MNIST Convolutional Network: Standard Letkeman appears to train significantly more effectively than the other initilization algorithms; much like in the Binary Counting Network, Kaiming started training incredibly slow on the 3rd seed, which brought it's average much lower. Normalized Letkeman failed to converge in 2/5 seeds for this network architecture, and trained incredibly slow on the other seeds. This is most likely due to the later layers in the network having far fewer nodes than the previous, causing those layers' activation values to skyrocket, causing a vanishing gradient. Standard Xavier's average loss at the end of the 75 epochs was 0.007568, Standard Letkeman was able to surpass that in 43 epochs; meaning that Standard Letkeman trained at 1.744x the speed of Standard Xavier (the next fastest method).
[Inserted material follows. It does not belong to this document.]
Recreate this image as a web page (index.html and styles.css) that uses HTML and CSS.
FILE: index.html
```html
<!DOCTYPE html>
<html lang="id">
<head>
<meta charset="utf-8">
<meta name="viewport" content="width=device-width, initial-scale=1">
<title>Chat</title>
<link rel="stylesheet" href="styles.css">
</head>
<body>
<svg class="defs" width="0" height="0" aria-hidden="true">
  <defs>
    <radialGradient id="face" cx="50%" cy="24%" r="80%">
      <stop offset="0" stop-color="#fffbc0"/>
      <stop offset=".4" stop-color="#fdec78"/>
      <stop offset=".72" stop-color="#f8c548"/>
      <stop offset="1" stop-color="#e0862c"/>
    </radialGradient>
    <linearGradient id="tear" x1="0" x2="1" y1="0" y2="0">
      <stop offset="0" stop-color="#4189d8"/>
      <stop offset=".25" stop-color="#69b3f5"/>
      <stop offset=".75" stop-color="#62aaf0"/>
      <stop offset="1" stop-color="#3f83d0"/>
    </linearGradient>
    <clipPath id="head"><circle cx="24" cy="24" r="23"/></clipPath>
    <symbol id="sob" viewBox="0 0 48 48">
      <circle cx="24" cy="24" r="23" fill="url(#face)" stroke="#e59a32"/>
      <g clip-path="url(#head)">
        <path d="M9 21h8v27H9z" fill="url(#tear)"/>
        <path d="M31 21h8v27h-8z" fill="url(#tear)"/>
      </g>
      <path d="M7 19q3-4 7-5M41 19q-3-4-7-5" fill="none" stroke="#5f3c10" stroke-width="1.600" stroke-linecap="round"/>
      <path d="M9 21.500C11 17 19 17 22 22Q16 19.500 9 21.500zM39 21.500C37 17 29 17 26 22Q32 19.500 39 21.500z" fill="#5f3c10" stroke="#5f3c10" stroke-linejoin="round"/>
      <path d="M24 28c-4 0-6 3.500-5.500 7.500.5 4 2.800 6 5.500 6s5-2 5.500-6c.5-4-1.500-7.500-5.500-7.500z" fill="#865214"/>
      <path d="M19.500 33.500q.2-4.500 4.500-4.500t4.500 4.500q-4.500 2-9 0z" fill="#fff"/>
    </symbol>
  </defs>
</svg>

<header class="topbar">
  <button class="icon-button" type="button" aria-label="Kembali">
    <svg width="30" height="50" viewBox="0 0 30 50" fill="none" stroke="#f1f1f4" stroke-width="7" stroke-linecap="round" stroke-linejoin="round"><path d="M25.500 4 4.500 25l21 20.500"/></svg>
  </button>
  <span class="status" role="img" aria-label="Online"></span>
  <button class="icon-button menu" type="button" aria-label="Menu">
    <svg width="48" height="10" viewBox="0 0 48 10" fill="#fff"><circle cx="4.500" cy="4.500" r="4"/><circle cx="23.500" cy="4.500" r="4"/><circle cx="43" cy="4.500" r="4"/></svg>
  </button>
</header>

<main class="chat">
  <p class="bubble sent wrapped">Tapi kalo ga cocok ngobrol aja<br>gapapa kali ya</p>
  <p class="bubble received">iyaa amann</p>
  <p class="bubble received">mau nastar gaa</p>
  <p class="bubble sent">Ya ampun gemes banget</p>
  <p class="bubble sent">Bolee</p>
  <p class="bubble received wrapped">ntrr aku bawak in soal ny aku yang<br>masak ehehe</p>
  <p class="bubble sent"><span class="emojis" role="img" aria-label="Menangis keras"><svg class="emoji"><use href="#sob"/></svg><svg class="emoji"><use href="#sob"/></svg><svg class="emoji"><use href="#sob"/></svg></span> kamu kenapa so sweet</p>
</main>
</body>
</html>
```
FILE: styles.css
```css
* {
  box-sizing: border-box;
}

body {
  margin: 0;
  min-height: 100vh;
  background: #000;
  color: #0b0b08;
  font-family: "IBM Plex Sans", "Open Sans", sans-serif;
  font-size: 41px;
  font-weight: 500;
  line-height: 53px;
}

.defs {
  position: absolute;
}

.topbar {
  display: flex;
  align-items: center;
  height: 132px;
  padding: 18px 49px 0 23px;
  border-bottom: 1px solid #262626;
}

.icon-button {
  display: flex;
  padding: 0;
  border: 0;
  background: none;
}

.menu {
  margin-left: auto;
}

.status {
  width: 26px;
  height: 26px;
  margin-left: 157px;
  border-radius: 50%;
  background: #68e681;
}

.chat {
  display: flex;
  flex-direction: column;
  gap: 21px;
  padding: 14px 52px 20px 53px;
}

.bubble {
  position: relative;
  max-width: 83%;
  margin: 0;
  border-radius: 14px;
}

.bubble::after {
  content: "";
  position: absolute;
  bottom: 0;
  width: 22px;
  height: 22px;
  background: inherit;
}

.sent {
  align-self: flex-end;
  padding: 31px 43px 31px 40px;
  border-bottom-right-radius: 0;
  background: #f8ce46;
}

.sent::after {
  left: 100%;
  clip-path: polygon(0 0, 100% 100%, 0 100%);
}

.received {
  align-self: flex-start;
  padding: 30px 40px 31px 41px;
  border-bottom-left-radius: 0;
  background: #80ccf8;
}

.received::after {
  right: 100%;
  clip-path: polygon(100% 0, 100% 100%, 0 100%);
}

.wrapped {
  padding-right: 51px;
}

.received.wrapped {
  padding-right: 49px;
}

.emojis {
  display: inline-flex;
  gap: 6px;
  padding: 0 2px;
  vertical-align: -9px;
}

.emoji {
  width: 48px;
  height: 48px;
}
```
MNIST Dense Network: Kaiming was able to escape the plateau first, followed by Standard Letkeman, then Kaiming and both forms of Letkeman approached roughly the same values, with Kaiming having a very slight lead. Standard Xavier was unable to converge in this architecture, likely due to weights being initilized too low, resulting in the weights having little effect near the end of the network, causing it to be unable to train.
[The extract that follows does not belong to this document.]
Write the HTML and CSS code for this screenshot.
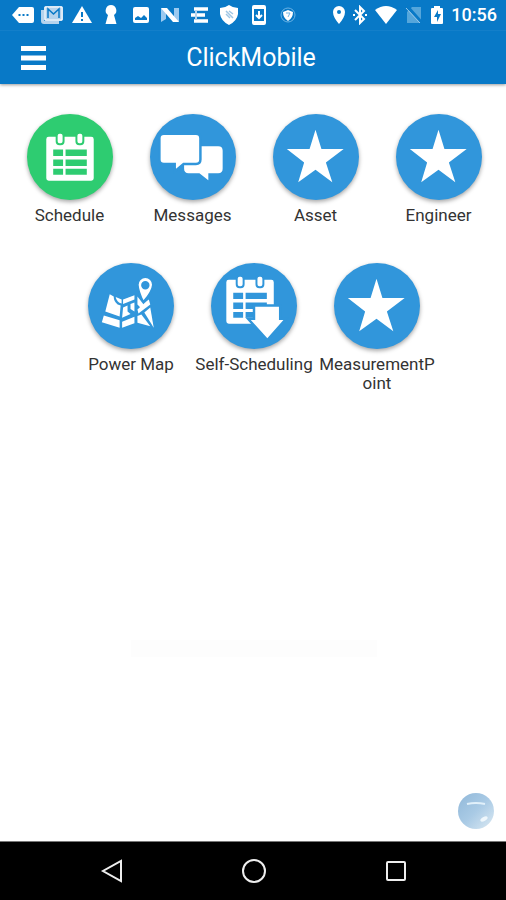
FILE: index.html
```html
<!DOCTYPE html>
<html lang="en">
<head>
<meta charset="utf-8">
<meta name="viewport" content="width=device-width, initial-scale=1">
<title>ClickMobile</title>
<link rel="stylesheet" href="styles.css">
</head>
<body>
<svg class="defs" aria-hidden="true">
  <defs>
    <path id="star" fill="#fff" d="M43 16 49 35.500H71.500L53.500 49 60 69 43 56.500 25.500 69 31.500 49 14 35.500H37Z"/>
    <g id="calendar">
      <path fill="#fff" fill-rule="evenodd" d="M22 23H65Q67.500 23 67.500 25.500V65Q67.500 67.500 65 67.500H22Q19.500 67.500 19.500 65V25.500Q19.500 23 22 23ZM26.500 36V42.500H36.500V36ZM39 36V42.500H60.500V36ZM26.500 46V52.500H36.500V46ZM39 46V52.500H60.500V46ZM26.500 55.500V61.500H36.500V55.500ZM39 55.500V61.500H60.500V55.500Z"/>
      <g fill="#fff" stroke="currentColor" stroke-width="2">
        <rect x="30" y="19" width="7" height="11.500" rx="3"/>
        <rect x="50" y="19" width="7" height="11.500" rx="3"/>
      </g>
    </g>
  </defs>
</svg>
<header class="top">
  <div class="status">
    <div class="notices">
      <svg viewBox="0 0 24 20"><path fill="#fff" d="M8 2H21Q23 2 23 4V16Q23 18 21 18H8L1 10Z"/><path stroke="#0879c7" stroke-width="2" stroke-dasharray="2 2" d="M7.500 10h10"/></svg>
      <svg viewBox="0 0 24 20"><path fill="#b5d3ed" d="M1 5H4V16H19V19H4Q1 19 1 16Z"/><rect x="4" y="1" width="19" height="15" rx="2" fill="#b5d3ed"/><path fill="none" stroke="#fff" stroke-width="1" d="M5 2H22V15H5Z"/><path fill="none" stroke="#0879c7" stroke-width="1.500" d="M8 13V4L13.500 9 19 4V13"/></svg>
      <svg viewBox="0 0 24 20"><path fill="#fff" d="M12 1 22 18H2Z"/><path stroke="#0879c7" stroke-width="2" d="M12 7v5m0 2v2"/></svg>
      <svg viewBox="0 0 24 20"><path fill="#fff" d="M12 0A5.500 5.500 0 0 1 15 10L17.500 19H6.500L9 10A5.500 5.500 0 0 1 12 0Z"/></svg>
      <svg viewBox="0 0 24 20"><rect x="4" y="2" width="16" height="16" rx="2" fill="#fff"/><path fill="#0879c7" d="M6 15V13L9 11 12 13 15 10 18 13V15Z"/></svg>
      <svg viewBox="0 0 24 20"><path fill="#9ccaf0" d="M3 3V17L8 14V6ZM16 3H21V17L16 14Z"/><path fill="#fff" d="M3 3H9L21 17H15Z"/></svg>
      <svg viewBox="0 0 24 20"><path stroke="#fff" stroke-width="3.500" d="M6 4H20M3 10H17M6 16H20"/><path stroke="#b5d3ed" stroke-width="2" d="M8 5V15"/></svg>
      <svg viewBox="0 0 24 20"><path fill="#fff" d="M3 3Q8 3 12 0 16 3 21 3V9Q20 16 12 20 4 16 3 9Z"/><path fill="none" stroke="#9fc6e4" stroke-width="1.500" d="M9 6l7 7M9 9l4 4M12 6l4 3"/></svg>
      <svg viewBox="0 0 24 20"><rect x="6" y="1" width="12" height="18" rx="1" fill="none" stroke="#fff" stroke-width="2"/><path stroke="#fff" stroke-width="2" d="M7 3H17M7 17H17"/><path fill="none" stroke="#fff" stroke-width="2" d="M12 6V13M9 10l3 3 3-3"/></svg>
      <svg viewBox="0 0 24 20"><circle cx="12" cy="10" r="7" fill="none" stroke="#68b2e5"/><path fill="#fff" d="M12 5 17 7Q17 13 12 16 7 13 7 7Z"/><path fill="none" stroke="#78b8e5" d="M10 8h4l-2 4"/></svg>
    </div>
    <div class="system">
      <svg class="pin" viewBox="0 0 14 20"><path fill="#fff" fill-rule="evenodd" d="M7 1A6 6 0 0 1 13 7Q13 12 7 19 1 12 1 7A6 6 0 0 1 7 1ZM7 5A2 2 0 1 0 7 9 2 2 0 1 0 7 5Z"/></svg>
      <svg class="bluetooth" viewBox="0 0 14 20"><path fill="none" stroke="#fff" stroke-width="2" d="M2 5 11 14 7 18V2L11 6 2 15"/><path stroke="#fff" stroke-width="2" d="M0 10h2m10 0h2"/></svg>
      <svg class="wifi" viewBox="0 0 24 20"><path fill="#fff" d="M1 5Q12-3 23 5L12 19Z"/></svg>
      <svg class="sim" viewBox="0 0 18 20"><path fill="#55a6db" d="M7 2H16V18H2V7Z"/><path stroke="#0879c7" stroke-width="3" d="M2 1 17 18"/><path stroke="#9dcaea" d="M1 3 15 18"/></svg>
      <svg class="battery" viewBox="0 0 14 20"><path fill="#fff" d="M4 3V1H10V3H12Q13 3 13 4V18Q13 19 12 19H2Q1 19 1 18V4Q1 3 2 3Z"/><path fill="#0879c7" d="M8 5 4 12H7V17L11 9H8Z"/></svg>
      <time class="clock">10:56</time>
    </div>
  </div>
  <div class="appbar">
    <button class="menu" aria-label="Menu"><svg viewBox="0 0 25 24"><path stroke="#fff" stroke-width="5" d="M0 2.500H25M0 12H25M0 21.500H25"/></svg></button>
    <h1>ClickMobile</h1>
  </div>
</header>
<main>
  <nav class="apps" aria-label="Applications">
    <a class="app" href="#schedule"><span class="disc green"><svg viewBox="0 0 87 87"><use href="#calendar"/></svg></span><span>Schedule</span></a>
    <a class="app" href="#messages"><span class="disc"><svg viewBox="0 0 87 87"><path fill="#fff" d="M38 32.500H69Q73.500 32.500 73.500 37V55.500Q73.500 60 69 60H59V67L50 60H39Q34.500 60 34.500 55.500V37Z"/><path fill="#fff" stroke="currentColor" stroke-width="2.500" d="M14 20H46.500Q51 20 51 24.500V46Q51 50.500 46.500 50.500H34L25 58V50.500H14Q9.500 50.500 9.500 46V24.500Q9.500 20 14 20Z"/></svg></span><span>Messages</span></a>
    <a class="app" href="#asset"><span class="disc"><svg viewBox="0 0 87 87"><use href="#star"/></svg></span><span>Asset</span></a>
    <a class="app" href="#engineer"><span class="disc"><svg viewBox="0 0 87 87"><use href="#star"/></svg></span><span>Engineer</span></a>
    <a class="app" href="#power-map"><span class="disc"><svg viewBox="0 0 87 87"><g fill="#fff"><path d="M22 31.500 26 34Q26 39 30 42L33 43 32 54 17.500 49Z"/><path d="M28 34.500 34 37V41Q29 40 28 34.500Z"/><path d="M16 53 32 58V65.500L14 60Z"/><path d="M35.500 37 47 32.500V37L35.500 41.500Z"/><path d="M35.500 45 40 43V49L43 51.500 34.500 55.500Z"/><path d="M43 41.500 47 40V49L43 46.500Z"/><path d="M34.500 59.500 47 54.500V61L34.500 65.500Z"/><path d="M50 34 57 43 54 46 50 42Z"/><path d="M59 39 61.500 37 63 42 51 51 50 47Z"/><path d="M63 45 66.500 65.500 57 50Z"/><path d="M50 53.500 54 52 63 64 50 60.500Z"/></g><path fill="#fff" fill-rule="evenodd" stroke="currentColor" stroke-width="1.500" d="M58 14.500A7.500 7.500 0 0 1 65.500 22Q65 29 56 39 51 29 50.500 22A7.500 7.500 0 0 1 58 14.500ZM58 19A3.500 3.500 0 1 0 58 26 3.500 3.500 0 1 0 58 19Z"/></svg></span><span>Power Map</span></a>
    <a class="app" href="#self-scheduling"><span class="disc"><svg viewBox="0 0 87 87"><use href="#calendar" x="-4" y="-6"/><path fill="#fff" stroke="currentColor" stroke-width="2.500" d="M43.500 43H70V56.500H76L57 78 37.500 56.500H43.500Z"/></svg></span><span>Self-Scheduling</span></a>
    <a class="app" href="#measurement-point"><span class="disc"><svg viewBox="0 0 87 87"><use href="#star"/></svg></span><span>MeasurementPoint</span></a>
  </nav>
  <div class="ghost"></div>
  <button class="assist" aria-label="Assistant"><svg viewBox="0 0 36 36"><defs><linearGradient id="glass" x1="0" y1="0" x2="1" y2="1"><stop stop-color="#91b8d9"/><stop offset=".5" stop-color="#a9cae5"/><stop offset="1" stop-color="#dceaf3"/></linearGradient></defs><circle cx="18" cy="18" r="18" fill="url(#glass)"/><path fill="none" stroke="#e1f0fa" stroke-width="2" d="M9 11Q18 9 27 11"/><ellipse cx="26" cy="26" rx="4" ry="2" transform="rotate(-30 26 26)" fill="#eff7fc"/></svg></button>
</main>
<footer class="system-nav">
  <button aria-label="Back"><svg viewBox="0 0 26 26"><path d="M22 3V23L4 13Z"/></svg></button>
  <button aria-label="Home"><svg viewBox="0 0 26 26"><circle cx="13" cy="13" r="11"/></svg></button>
  <button aria-label="Recent apps"><svg viewBox="0 0 26 26"><rect x="4" y="4" width="18" height="18" rx="1"/></svg></button>
</footer>
</body>
</html>
```
FILE: styles.css
```css
* { box-sizing: border-box; }
body {
  margin: 0;
  min-height: 100vh;
  display: flex;
  flex-direction: column;
  background: #fff;
  color: #333;
  font-family: Roboto, "Liberation Sans", sans-serif;
}
svg { display: block; }
button { padding: 0; border: 0; background: none; }
.defs { position: absolute; width: 0; height: 0; }

.top {
  background: #0879c7;
  color: #fff;
  box-shadow: 0 1px 3px rgba(0, 0, 0, .4);
}
.status {
  display: flex;
  justify-content: space-between;
  height: 31px;
  padding: 0 9px 0 8px;
  border-bottom: 1px solid #137fca;
}
.notices {
  display: grid;
  grid-template-columns: repeat(10, 1fr);
  flex: 0 1 295px;
  align-items: center;
  justify-items: center;
}
.notices svg { width: 24px; height: 20px; }
.system { display: flex; align-items: center; gap: 7px; }
.system svg { height: 20px; }
.pin, .bluetooth, .battery { width: 14px; }
.wifi { width: 24px; }
.sim { width: 18px; }
.clock { font-size: 18px; font-weight: 500; line-height: 30px; }

.appbar {
  display: grid;
  grid-template-columns: 25px 1fr 25px;
  align-items: center;
  height: 53px;
  padding: 0 25px 0 21px;
}
.menu svg { width: 25px; height: 24px; }
h1 {
  margin: 0;
  font-size: 25px;
  font-weight: 400;
  line-height: 32px;
  text-align: center;
}

main {
  flex: 1;
  display: flex;
  flex-direction: column;
  padding: 30px 6px 12px 8px;
}
.apps {
  display: flex;
  flex-wrap: wrap;
  justify-content: center;
  row-gap: 38px;
}
.app {
  display: flex;
  flex-direction: column;
  align-items: center;
  gap: 6px;
  width: 25%;
  padding: 0 2px;
  color: inherit;
  font-size: 17px;
  line-height: 19px;
  text-align: center;
  text-decoration: none;
}
.app > span:last-child { max-width: 100%; overflow-wrap: anywhere; }
.disc {
  width: 86px;
  height: 86px;
  border-radius: 50%;
  background: #3196db;
  color: #3196db;
  box-shadow: 0 2px 4px rgba(0, 0, 0, .35);
}
.green { background: #2ecc71; color: #2ecc71; }
.ghost {
  width: 50%;
  height: 17px;
  margin: auto auto 0;
  background: #fdfdfd;
}
.assist { align-self: flex-end; margin: 136px 6px 0; }
.assist svg { width: 36px; height: 36px; }

.system-nav {
  display: flex;
  justify-content: center;
  gap: 116px;
  height: 59px;
  padding-left: 1px;
  border-top: 1px solid #777;
  background: #000;
}
.system-nav svg {
  width: 26px;
  height: 26px;
  fill: none;
  stroke: #eee;
  stroke-width: 2;
}
```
Hamlet RNN: Standard and Normalized Letkeman clearly trained far faster than any of the alternatives, with Normalized Letkeman being slightly faster than Standard letkeman. It is also worthy to note that the data for these tests was incredibly regular and consistent, with minimal irregularities between the seeds. Kaiming's average loss at the end of the 25 epochs was 2.024412, Standard Letkeman surpassed that loss in 10 epochs, while Normalized Letkeman only took 8 epochs to surpass Kaiming; meaning that Standard Letkeman trained at 2.5x the speed of Kaiming, while Normalized Letkeman trained at 3.125x speed (although as you will see in the next section, the majority of that change is from Letkeman methods utilizing the active node method of counting input nodes, which is something that other methods can utilize with only small adjustments).
Active Node Method
The only one of these networks to utilize the active node method was the RNN used to predict Shakespeare's Hamlet, it utilized a one-hot vector of all the possible characters in the input layer (ex. if the current character was an 'a', then only the node corresponding to 'a' would be set to 1, all others would be 0). I ran two sets of tests for this, one test where the Xavier and Kaiming initialization methods utilized the Active Node Method (ANM), and another test where they didn't; I then compared those to Letkeman methods (which always use ANM).
As you can see with the Active Node Method, Kaiming and Letkeman train at nearly the exact same rate (in fact, Kaiming is very slightly faster). It is quite evident that using the ANM greatly improves training speed.
Conclusion
Given the results of the tests, Standard Letkeman initialization appears to be a more consistent and effective method for initializing weights compared to Xavier and Kaiming; in some cases even cutting training time by 68%. However, these tests were not exhaustive and are not indicative of all possible machine learning models you may want to utilize. As such, it is important to do your own tests and judge which method performs best for your network architecture. However, testing has shown that Standard Letkeman initialization is an effective initialization algorithm for most machine learning models.